Information supplied =>
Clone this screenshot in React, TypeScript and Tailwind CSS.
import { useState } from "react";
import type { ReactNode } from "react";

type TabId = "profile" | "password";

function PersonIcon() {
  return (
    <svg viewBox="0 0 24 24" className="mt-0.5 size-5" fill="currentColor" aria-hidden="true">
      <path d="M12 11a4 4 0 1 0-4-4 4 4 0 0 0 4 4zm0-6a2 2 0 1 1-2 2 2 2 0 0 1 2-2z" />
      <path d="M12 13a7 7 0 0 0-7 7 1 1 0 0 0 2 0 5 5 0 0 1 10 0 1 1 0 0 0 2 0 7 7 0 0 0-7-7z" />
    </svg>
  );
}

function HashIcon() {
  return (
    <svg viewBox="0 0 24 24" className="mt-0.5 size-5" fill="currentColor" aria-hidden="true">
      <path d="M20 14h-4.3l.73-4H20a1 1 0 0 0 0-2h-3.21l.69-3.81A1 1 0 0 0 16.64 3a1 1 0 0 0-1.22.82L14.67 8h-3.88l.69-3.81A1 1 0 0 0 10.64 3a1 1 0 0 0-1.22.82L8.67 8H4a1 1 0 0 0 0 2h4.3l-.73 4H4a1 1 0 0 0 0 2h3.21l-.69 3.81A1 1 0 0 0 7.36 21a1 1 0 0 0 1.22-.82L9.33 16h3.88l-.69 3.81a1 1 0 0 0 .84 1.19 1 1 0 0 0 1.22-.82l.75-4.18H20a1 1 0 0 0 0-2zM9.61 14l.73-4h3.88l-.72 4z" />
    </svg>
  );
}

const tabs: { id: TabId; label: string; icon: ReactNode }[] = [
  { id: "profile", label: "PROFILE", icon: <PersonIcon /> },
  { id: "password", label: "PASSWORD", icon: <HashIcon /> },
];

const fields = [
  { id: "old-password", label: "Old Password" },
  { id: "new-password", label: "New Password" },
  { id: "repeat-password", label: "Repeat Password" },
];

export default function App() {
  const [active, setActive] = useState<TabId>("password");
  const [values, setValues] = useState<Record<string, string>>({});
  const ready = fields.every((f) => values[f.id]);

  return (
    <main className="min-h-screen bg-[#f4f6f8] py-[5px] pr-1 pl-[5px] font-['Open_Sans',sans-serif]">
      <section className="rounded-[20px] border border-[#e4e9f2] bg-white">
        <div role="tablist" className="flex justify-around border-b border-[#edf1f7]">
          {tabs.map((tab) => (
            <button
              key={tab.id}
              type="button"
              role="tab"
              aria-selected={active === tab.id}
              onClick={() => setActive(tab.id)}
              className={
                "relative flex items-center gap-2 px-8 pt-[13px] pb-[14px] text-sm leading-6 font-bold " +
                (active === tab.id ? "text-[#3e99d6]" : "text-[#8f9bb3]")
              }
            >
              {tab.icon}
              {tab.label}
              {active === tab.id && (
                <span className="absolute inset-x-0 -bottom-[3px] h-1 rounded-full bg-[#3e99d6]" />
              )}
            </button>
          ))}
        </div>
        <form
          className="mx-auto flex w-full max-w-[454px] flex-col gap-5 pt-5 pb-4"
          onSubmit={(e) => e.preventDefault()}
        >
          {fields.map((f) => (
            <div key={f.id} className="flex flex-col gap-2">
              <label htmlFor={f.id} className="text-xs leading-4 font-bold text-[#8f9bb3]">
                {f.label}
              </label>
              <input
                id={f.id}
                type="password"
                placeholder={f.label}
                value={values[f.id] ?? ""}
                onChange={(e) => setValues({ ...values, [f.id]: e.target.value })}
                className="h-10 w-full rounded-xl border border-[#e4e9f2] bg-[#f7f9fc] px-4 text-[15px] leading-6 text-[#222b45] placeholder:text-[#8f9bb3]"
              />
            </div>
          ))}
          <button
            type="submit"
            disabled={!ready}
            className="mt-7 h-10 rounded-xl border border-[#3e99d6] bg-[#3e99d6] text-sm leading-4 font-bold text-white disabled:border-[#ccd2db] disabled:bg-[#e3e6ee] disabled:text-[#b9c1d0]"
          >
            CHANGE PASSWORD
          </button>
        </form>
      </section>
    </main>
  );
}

...

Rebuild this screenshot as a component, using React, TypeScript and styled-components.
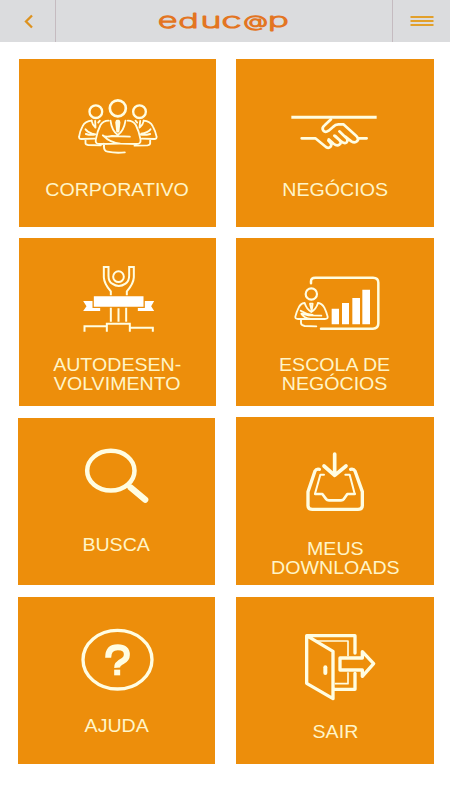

...

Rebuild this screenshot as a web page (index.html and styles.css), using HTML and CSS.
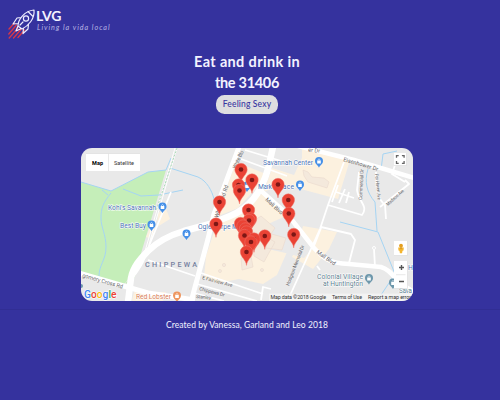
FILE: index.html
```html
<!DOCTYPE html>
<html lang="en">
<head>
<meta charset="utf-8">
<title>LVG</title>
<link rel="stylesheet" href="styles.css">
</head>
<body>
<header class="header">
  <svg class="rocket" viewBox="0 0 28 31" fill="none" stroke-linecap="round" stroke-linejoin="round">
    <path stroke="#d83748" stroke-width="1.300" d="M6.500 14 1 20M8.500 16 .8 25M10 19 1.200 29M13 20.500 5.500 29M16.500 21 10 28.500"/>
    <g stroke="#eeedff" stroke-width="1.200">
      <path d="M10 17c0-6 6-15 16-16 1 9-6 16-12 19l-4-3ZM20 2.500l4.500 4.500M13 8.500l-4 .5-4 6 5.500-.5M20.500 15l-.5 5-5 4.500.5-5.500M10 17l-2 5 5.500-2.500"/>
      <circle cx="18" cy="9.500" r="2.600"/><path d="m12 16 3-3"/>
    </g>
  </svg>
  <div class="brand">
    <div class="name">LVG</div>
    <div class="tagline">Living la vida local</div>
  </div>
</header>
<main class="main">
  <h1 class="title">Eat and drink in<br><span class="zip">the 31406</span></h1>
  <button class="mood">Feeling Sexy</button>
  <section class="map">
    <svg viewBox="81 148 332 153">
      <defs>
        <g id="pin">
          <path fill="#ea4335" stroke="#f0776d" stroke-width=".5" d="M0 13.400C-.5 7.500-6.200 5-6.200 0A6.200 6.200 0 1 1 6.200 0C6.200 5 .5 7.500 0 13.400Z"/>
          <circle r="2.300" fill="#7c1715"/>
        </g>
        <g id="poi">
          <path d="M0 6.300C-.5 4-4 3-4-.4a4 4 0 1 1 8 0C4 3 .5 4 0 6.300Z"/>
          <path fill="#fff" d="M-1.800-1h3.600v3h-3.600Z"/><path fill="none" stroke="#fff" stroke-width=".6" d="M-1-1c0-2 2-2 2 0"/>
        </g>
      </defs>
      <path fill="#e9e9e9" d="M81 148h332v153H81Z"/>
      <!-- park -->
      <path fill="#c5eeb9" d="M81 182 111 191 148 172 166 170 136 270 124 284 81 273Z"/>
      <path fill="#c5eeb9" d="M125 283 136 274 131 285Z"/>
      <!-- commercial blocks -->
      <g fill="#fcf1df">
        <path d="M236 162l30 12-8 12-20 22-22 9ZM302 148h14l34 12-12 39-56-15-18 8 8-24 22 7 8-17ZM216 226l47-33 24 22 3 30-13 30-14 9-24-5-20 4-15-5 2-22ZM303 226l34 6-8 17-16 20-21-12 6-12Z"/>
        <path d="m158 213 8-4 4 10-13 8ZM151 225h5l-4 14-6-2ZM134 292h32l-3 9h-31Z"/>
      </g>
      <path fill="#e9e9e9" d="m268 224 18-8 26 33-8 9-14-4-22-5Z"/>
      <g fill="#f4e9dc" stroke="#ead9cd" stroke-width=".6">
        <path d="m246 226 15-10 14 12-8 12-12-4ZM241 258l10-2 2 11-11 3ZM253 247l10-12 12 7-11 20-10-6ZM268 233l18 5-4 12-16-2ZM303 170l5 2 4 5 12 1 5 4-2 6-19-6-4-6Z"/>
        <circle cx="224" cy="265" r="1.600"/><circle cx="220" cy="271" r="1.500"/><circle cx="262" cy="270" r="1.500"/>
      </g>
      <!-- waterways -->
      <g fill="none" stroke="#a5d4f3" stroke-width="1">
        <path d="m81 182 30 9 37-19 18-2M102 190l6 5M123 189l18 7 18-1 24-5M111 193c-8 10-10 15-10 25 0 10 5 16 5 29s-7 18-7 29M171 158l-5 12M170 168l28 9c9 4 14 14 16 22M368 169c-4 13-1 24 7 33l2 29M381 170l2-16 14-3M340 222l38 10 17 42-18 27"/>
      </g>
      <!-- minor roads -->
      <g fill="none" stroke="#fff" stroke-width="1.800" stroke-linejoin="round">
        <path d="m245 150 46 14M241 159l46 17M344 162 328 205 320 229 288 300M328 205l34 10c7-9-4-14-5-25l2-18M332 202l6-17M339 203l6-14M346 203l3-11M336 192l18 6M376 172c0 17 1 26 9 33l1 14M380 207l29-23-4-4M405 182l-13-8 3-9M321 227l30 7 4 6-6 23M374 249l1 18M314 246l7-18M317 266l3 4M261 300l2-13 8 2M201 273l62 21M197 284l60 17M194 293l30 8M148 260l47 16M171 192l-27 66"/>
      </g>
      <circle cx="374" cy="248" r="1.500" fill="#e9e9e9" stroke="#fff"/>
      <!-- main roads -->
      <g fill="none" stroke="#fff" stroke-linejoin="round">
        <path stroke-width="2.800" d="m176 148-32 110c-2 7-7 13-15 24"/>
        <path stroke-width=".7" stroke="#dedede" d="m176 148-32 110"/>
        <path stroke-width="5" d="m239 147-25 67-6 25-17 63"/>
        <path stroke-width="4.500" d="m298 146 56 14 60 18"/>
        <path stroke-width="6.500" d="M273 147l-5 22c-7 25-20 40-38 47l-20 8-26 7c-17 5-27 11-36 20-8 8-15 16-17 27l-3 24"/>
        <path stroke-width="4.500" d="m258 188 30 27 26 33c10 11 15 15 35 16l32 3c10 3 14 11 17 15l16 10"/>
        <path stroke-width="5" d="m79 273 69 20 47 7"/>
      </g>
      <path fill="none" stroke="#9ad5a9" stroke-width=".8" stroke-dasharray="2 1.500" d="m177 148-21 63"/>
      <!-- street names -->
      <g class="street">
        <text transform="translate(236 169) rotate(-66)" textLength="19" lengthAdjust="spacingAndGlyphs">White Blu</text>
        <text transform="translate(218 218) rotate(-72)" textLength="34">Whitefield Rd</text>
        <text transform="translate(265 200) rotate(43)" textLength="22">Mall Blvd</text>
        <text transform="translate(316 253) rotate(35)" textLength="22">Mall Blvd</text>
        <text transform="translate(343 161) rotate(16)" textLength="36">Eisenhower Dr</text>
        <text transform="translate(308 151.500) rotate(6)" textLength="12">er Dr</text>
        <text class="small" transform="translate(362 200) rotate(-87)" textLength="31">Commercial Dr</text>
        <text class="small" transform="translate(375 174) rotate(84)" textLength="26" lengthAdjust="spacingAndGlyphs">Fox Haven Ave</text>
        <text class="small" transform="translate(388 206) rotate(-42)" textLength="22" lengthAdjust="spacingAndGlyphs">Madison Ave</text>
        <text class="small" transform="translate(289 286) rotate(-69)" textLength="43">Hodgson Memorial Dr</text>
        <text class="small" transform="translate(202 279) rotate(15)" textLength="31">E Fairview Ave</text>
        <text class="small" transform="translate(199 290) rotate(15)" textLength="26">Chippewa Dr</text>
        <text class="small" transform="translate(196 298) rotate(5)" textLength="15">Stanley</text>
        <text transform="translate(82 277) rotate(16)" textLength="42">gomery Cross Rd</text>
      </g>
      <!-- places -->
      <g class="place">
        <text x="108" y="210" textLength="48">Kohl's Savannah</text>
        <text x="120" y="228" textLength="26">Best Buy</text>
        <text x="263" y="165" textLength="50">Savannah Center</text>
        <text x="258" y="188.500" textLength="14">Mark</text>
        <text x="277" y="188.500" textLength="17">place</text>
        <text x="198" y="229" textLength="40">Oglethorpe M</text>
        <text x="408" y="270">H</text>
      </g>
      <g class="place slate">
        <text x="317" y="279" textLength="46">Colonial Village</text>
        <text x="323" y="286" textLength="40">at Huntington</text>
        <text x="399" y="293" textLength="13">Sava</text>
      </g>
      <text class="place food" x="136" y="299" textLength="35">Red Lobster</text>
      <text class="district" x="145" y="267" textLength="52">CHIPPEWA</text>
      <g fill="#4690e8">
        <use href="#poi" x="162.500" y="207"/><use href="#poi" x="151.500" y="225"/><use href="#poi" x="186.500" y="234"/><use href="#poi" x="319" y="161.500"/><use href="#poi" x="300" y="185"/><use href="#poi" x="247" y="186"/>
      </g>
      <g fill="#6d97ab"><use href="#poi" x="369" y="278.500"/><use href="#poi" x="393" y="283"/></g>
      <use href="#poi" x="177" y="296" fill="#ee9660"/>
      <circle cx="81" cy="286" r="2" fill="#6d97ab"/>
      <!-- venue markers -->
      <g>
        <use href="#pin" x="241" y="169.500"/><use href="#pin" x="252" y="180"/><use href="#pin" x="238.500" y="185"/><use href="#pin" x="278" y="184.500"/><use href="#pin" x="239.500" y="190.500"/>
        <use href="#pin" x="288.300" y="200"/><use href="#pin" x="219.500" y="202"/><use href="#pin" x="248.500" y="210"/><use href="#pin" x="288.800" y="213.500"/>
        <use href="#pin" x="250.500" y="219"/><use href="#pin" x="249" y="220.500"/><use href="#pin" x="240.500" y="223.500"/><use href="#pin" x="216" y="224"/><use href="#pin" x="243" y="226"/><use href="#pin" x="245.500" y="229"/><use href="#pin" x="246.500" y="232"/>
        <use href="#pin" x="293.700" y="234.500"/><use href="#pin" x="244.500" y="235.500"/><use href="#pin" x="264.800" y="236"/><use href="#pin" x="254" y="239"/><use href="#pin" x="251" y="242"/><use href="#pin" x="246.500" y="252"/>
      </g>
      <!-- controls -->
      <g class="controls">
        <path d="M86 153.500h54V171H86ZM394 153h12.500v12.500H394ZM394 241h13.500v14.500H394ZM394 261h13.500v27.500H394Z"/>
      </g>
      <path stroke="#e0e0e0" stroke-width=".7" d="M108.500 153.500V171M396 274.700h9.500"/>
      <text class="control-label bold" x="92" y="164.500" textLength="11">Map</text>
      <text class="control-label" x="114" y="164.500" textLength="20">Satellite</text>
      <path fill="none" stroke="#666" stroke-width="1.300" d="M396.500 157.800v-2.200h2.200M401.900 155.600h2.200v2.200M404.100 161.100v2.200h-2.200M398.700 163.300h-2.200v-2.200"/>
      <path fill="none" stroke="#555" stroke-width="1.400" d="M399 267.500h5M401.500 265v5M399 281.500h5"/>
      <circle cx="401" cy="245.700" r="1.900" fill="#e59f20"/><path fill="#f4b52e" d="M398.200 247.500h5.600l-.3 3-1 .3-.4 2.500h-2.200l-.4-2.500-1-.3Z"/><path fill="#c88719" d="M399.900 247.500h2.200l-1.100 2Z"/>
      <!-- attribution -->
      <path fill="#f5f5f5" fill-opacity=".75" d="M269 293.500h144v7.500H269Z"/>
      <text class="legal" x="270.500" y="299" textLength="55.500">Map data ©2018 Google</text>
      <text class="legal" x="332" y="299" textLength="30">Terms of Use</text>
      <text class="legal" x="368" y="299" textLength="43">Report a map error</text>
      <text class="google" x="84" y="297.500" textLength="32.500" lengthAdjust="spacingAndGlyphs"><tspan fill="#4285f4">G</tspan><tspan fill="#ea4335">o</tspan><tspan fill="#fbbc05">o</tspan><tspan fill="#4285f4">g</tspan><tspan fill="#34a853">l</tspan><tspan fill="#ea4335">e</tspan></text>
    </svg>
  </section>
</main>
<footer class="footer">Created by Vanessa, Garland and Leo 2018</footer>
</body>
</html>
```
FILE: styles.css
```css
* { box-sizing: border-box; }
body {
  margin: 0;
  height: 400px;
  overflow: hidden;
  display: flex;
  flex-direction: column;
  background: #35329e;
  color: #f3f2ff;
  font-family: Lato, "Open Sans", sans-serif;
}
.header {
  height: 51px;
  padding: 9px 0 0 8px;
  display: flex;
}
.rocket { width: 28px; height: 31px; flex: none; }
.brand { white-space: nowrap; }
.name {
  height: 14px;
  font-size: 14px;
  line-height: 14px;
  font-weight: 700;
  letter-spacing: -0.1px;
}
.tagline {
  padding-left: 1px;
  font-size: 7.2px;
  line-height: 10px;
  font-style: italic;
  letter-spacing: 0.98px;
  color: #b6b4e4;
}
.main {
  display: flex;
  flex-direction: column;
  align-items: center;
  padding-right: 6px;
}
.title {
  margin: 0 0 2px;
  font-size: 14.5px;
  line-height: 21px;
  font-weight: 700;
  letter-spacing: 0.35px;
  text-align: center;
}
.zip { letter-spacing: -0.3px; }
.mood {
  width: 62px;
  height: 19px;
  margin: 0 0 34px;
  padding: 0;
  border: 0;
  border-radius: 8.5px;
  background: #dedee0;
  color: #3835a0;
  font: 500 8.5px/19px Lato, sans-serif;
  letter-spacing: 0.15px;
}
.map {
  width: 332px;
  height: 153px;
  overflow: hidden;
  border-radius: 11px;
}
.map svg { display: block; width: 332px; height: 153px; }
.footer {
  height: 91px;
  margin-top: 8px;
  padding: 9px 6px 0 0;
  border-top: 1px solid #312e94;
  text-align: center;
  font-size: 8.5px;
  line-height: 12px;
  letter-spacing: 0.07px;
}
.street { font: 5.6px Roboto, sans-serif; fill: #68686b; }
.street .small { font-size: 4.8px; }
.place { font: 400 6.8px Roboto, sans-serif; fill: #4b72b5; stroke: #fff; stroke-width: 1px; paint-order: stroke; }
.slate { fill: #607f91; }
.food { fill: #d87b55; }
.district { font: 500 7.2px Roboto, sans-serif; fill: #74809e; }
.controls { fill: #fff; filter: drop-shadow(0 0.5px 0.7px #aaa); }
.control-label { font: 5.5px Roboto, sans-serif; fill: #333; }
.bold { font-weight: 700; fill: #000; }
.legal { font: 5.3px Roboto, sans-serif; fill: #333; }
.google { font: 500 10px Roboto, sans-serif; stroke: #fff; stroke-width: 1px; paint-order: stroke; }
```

Task requirements => Pull every line containing the word "using" out of the material.

Complete output =>
Rebuild this screenshot as a component, using React, TypeScript and styled-components.
Rebuild this screenshot as a web page (index.html and styles.css), using HTML and CSS.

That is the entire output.